Singapore Telecommunications posted a 14% increase in first-quarter underlying profit on Wednesday, driven by strong results from its Australian unit Optus and contributions from regional associates, including India’s Bharti Airtel.
Singtel’s improved performance highlighted price hikes for telecom services in key markets and resilient growth from its regional associates, led by Bharti Airtel, whose post-tax contribution from India and South Asia more than doubled during the quarter.
Post-tax contribution from regional associates, including Bharti Airtel, Indonesia’s Telkomsel, and Thailand’s AIS, grew 24.5% to S$468 million.
As a result, Singtel’s first-quarter underlying net profit rose to S$686 million ($534.77 million) from S$603 million a year earlier, largely in line with the consensus estimate of S$686.9 million, according to Visible Alpha.

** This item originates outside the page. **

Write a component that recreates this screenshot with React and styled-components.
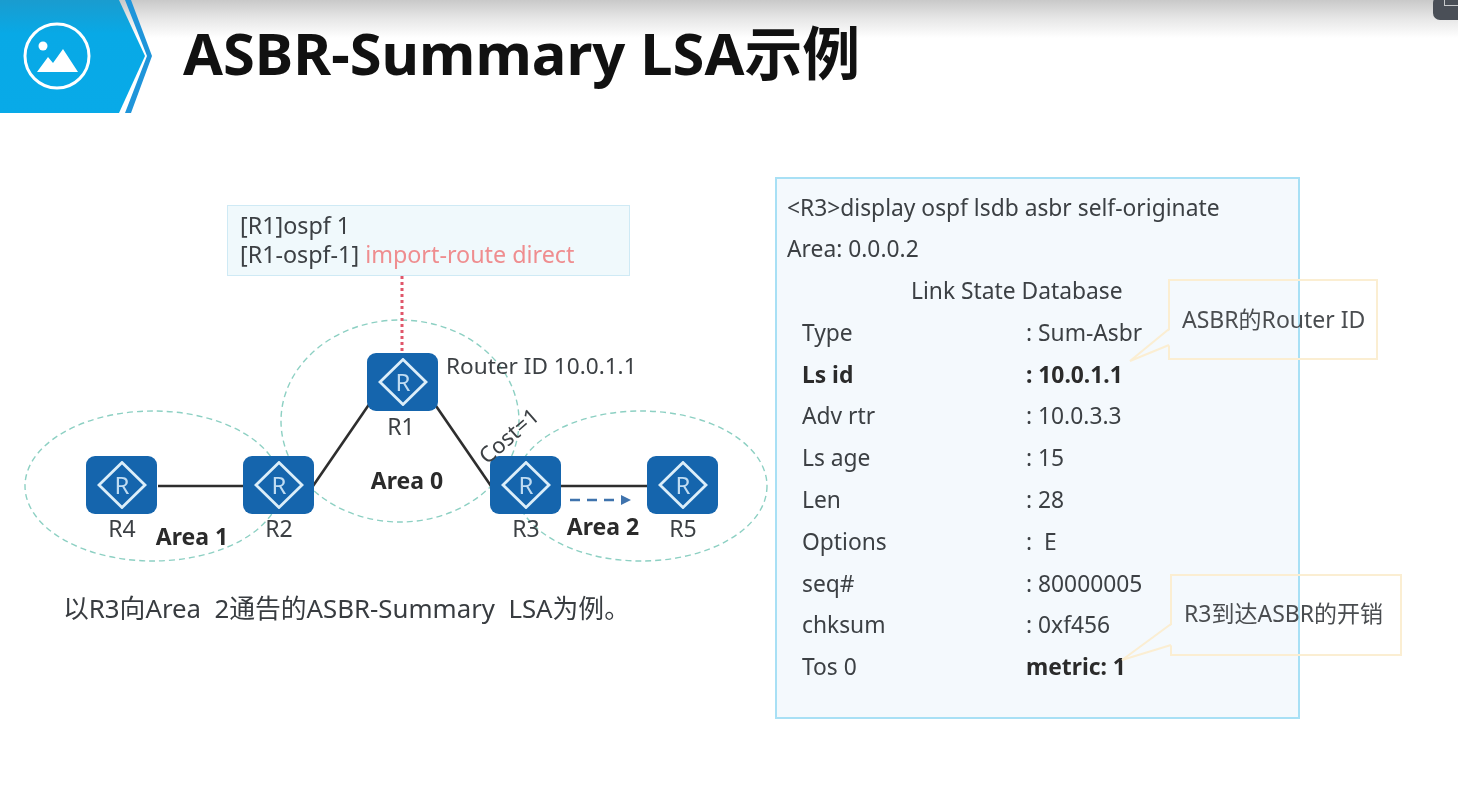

“We achieved a strong set of first-quarter results despite ongoing macroeconomic uncertainties and currency fluctuations,” Singtel CEO Yuen Kuan Moon said.
On a statutory basis, Singtel reported a net profit of S$2.88 billion, sharply higher from S$690 million seen last year, bolstered by one-off gains from the sale of a partial stake in Airtel and the Intouch-Gulf Energy merger.
Yuen forecast the telecom operator’s data centre business to be a “bright spot” in the ongoing financial year as its data centres in Thailand and Singapore near completion.